Cremos que não há qualquer impossibilidade ou inutilidade da lide e muito menos uma impugnação de um acto de liquidação inicial entretanto substituído pelo acto de liquidação adicional, como refere o Magistrado do Ministério Público.
A recorrente, pagando a taxa de justiça correspondente entendeu, como é seu direito, impugnar o acto de liquidação na parte em que depende do que vier a ser decidido quanto à legalidade do acto de liquidação de 2007. Haverá, pois, que esperar pela decisão judicial sobre as correcções à matéria tributável do exercício de 2007 e retirar as devidas consequências para este processo na medida em que aquela impugnação se apresenta como causa prejudicial da decisão a tomar neste processo.

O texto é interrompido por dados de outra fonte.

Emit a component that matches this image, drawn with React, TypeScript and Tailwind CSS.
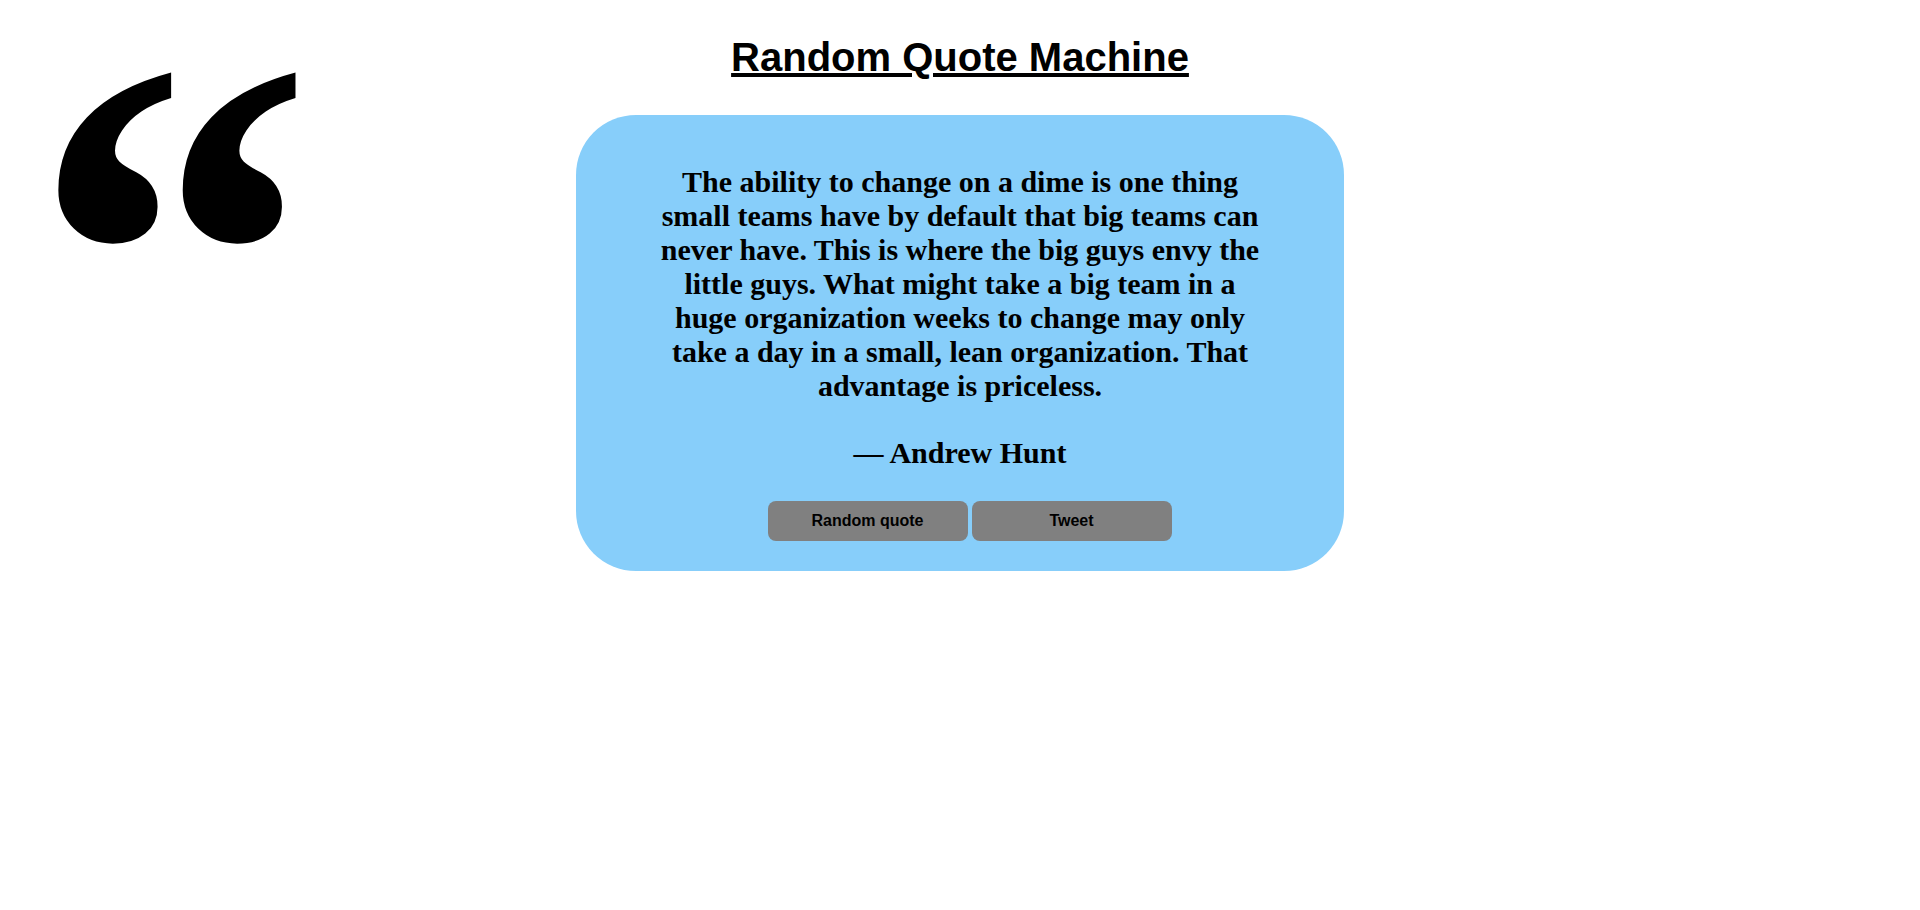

Só poderia existir inutilidade da lide se a pretensão impugnatória do acto de liquidação se tivesse tornado inútil por uma razão superveniente que, no estado actual se não vislumbra qual possa ser, dado que não estão definidos, com trânsito em julgado, o valor dos prejuízos a deduzir naquele ano de 2007 nem se haverá possibilidade de parte desses prejuízos serem deduzidos no ano de 2011 e tal definição é imprescindível para a decisão do pedido formulado nestes autos.

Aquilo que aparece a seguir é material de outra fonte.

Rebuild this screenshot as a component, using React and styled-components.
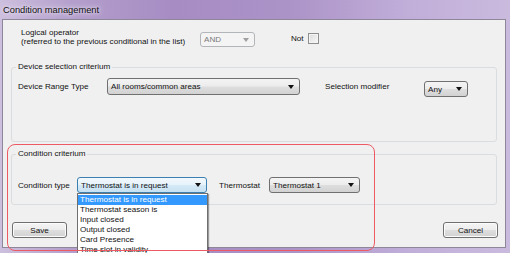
import React from 'react';
import styled, { createGlobalStyle, css } from 'styled-components';

const GlobalStyle = createGlobalStyle`
  html, body {
    margin: 0;
    padding: 0;
    background: #ffffff;
  }
  body {
    font-family: "Liberation Sans", Arial, sans-serif;
    color: #111111;
  }
`;

const Window = styled.div`
  position: relative;
  width: 510px;
  height: 253px;
  overflow: hidden;
  display: flex;
  flex-direction: column;
  padding: 0 4px 5px 2px;
  box-sizing: border-box;
  background: linear-gradient(90deg, #cdbfde 0%, #b49fcc 14%, #a68cc3 34%, #ab92c7 56%, #c1aed9 80%, #cabade 100%);
`;

const TitleBar = styled.div`
  height: 19px;
  display: flex;
  align-items: center;
  padding-left: 1px;
  font-size: 9.3px;
  color: #101010;
  text-shadow: 0 0 6px #efe8f6, 0 0 3px #efe8f6;
`;

const Body = styled.div`
  flex: 1;
  display: flex;
  flex-direction: column;
  background: #f0f0f0;
  border: 1px solid #8e879a;
  font-size: 8.1px;
`;

const TopRow = styled.div`
  display: flex;
  align-items: flex-start;
  padding: 8px 0 0 18px;
`;

const LogicalLabel = styled.div`
  width: 179px;
  line-height: 9px;
`;

const Label = styled.div`
  width: ${({ $w }) => $w}px;
  margin-top: ${({ $top = 0 }) => $top}px;
  margin-left: ${({ $left = 0 }) => $left}px;
  line-height: 9px;
  white-space: nowrap;
`;

const Checkbox = styled.div`
  width: 9px;
  height: 9px;
  margin-top: 5px;
  margin-left: 4px;
  border: 1px solid #8f8f8f;
  background: linear-gradient(135deg, #dcdcdc, #f8f8f8);
  box-shadow: inset 0 0 0 1px #f4f4f4;
`;

const Group = styled.fieldset`
  margin: ${({ $top }) => $top}px 8px 0 8px;
  padding: ${({ $pt }) => $pt}px 0 ${({ $pb }) => $pb}px 6px;
  border: 1px solid #d9dde0;
  border-radius: 3px;
  min-width: 0;
`;

const Legend = styled.legend`
  padding: 0 2px;
  margin-left: -2px;
  line-height: 10px;
  font-size: 8.1px;
`;

const Row = styled.div`
  display: flex;
  align-items: ${({ $align = 'center' }) => $align};
`;

const SelectBox = styled.div`
  position: relative;
  box-sizing: border-box;
  width: ${({ $w }) => $w}px;
  height: ${({ $h = 16 }) => $h}px;
  margin-top: ${({ $top = 0 }) => $top}px;
  margin-left: ${({ $left = 0 }) => $left}px;
  display: flex;
  align-items: center;
  padding: 0 3px;
  border: 1px solid #707070;
  border-radius: 3px;
  background: linear-gradient(#f4f4f4 0%, #ececec 48%, #dedede 52%, #d2d2d2 100%);
  white-space: nowrap;
  ${({ $focus }) => $focus && css`
    border-color: #3c7fb1;
    background: linear-gradient(#f3f9fd 0%, #e6f2fa 48%, #d6eaf7 52%, #c6e1f3 100%);
  `}
  ${({ $disabled }) => $disabled && css`
    border-color: #b2b6b9;
    background: #f4f4f4;
    color: #7a7a7a;
  `}
`;

const Arrow = styled.span`
  margin-left: auto;
  width: 0;
  height: 0;
  border-left: 3.5px solid transparent;
  border-right: 3.5px solid transparent;
  border-top: 4px solid ${({ $disabled }) => ($disabled ? '#a0a0a0' : '#111')};
  margin-right: 2px;
`;

const List = styled.div`
  position: absolute;
  top: 15px;
  left: -1px;
  width: 131px;
  box-sizing: border-box;
  padding-top: 1px;
  background: #ffffff;
  border: 1px solid #6f6f6f;
  box-shadow: 1px 1px 1px rgba(0, 0, 0, 0.35);
  z-index: 2;
`;

const Option = styled.div`
  height: 10px;
  line-height: 10px;
  padding-left: 2px;
  color: ${({ $active }) => ($active ? '#ffffff' : '#111')};
  background: ${({ $active }) => ($active ? '#3399ff' : 'transparent')};
`;

const ButtonRow = styled.div`
  display: flex;
  justify-content: space-between;
  margin: 17px 7px 0 9px;
`;

const Button = styled.div`
  box-sizing: border-box;
  width: 55px;
  height: 16px;
  display: flex;
  align-items: center;
  justify-content: center;
  border: 1px solid #707070;
  border-radius: 3px;
  background: linear-gradient(#f4f4f4 0%, #ececec 48%, #dedede 52%, #d2d2d2 100%);
  box-shadow: inset 0 0 0 1px #fbfbfb;
`;

const Highlight = styled.div`
  position: absolute;
  left: 7px;
  top: 144px;
  width: 368px;
  height: 107px;
  box-sizing: border-box;
  border: 1.5px solid #ee5a64;
  border-radius: 8px;
  pointer-events: none;
  z-index: 3;
`;

const options = [
  'Thermostat is in request',
  'Thermostat season is',
  'Input closed',
  'Output closed',
  'Card Presence',
  'Time slot in validity',
];

const Select = ({ value, w, h, top, left, focus, disabled, open }) => (
  <SelectBox $w={w} $h={h} $top={top} $left={left} $focus={focus} $disabled={disabled}>
    {value}
    <Arrow $disabled={disabled} />
    {open && (
      <List>
        {options.map((o, i) => (
          <Option key={o} $active={i === 0}>{o}</Option>
        ))}
      </List>
    )}
  </SelectBox>
);

export default function App() {
  return (
    <>
      <GlobalStyle />
      <Window>
        <TitleBar>Condition management</TitleBar>
        <Body>
          <TopRow>
            <LogicalLabel>
              Logical operator
              <br />
              (referred to the previous conditional in the list)
            </LogicalLabel>
            <Select value="AND" w={55} h={15} top={4} disabled />
            <Label $left={36} $top={6}>Not</Label>
            <Checkbox />
          </TopRow>

          <Group $top={15} $pt={6} $pb={44}>
            <Legend>Device selection criterium</Legend>
            <Row $align="flex-start">
              <Label $w={89} $top={4}>Device Range Type</Label>
              <Select value="All rooms/common areas" w={193} h={17} />
              <Label $w={99} $left={25} $top={4}>Selection modifier</Label>
              <Select value="Any" w={44} h={16} top={3} />
            </Row>
          </Group>

          <Group $top={7} $pt={18} $pb={11}>
            <Legend>Condition criterium</Legend>
            <Row>
              <Label $w={59}>Condition type</Label>
              <Select value="Thermostat is in request" w={130} focus open />
              <Label $w={50} $left={12}>Thermostat</Label>
              <Select value="Thermostat 1" w={91} />
            </Row>
          </Group>

          <ButtonRow>
            <Button>Save</Button>
            <Button>Cancel</Button>
          </ButtonRow>
        </Body>
        <Highlight />
      </Window>
    </>
  );
}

A sentença recorrida fez um inadequado enquadramento legal da relação material controvertida e de quanto das anotações que transcreveu poderia de útil retirar para a decisão destes autos, impondo-se a sua revogação por enfermar de erro de direito.

Deliberação
Termos em que acordam os Juízes da Secção de Contencioso Tributário do Supremo Tribunal Administrativo em conceder provimento ao recurso e revogar a decisão recorrida, determinando que os termos desta acção fiquem suspensos até ao trânsito em julgado da decisão a proferir no processo Processo nº 2778/11.7BEPRT.
Sem custas.

(Processado e revisto com recurso a meios informáticos (art.º 131º nº 5 do Código de Processo Civil, ex vi artº 2º Código de Procedimento e Processo Tributário).

Lisboa, 8 de Março de 2017. – Ana Paula Lobo (relatora) – Dulce Neto – Ascensão Lopes.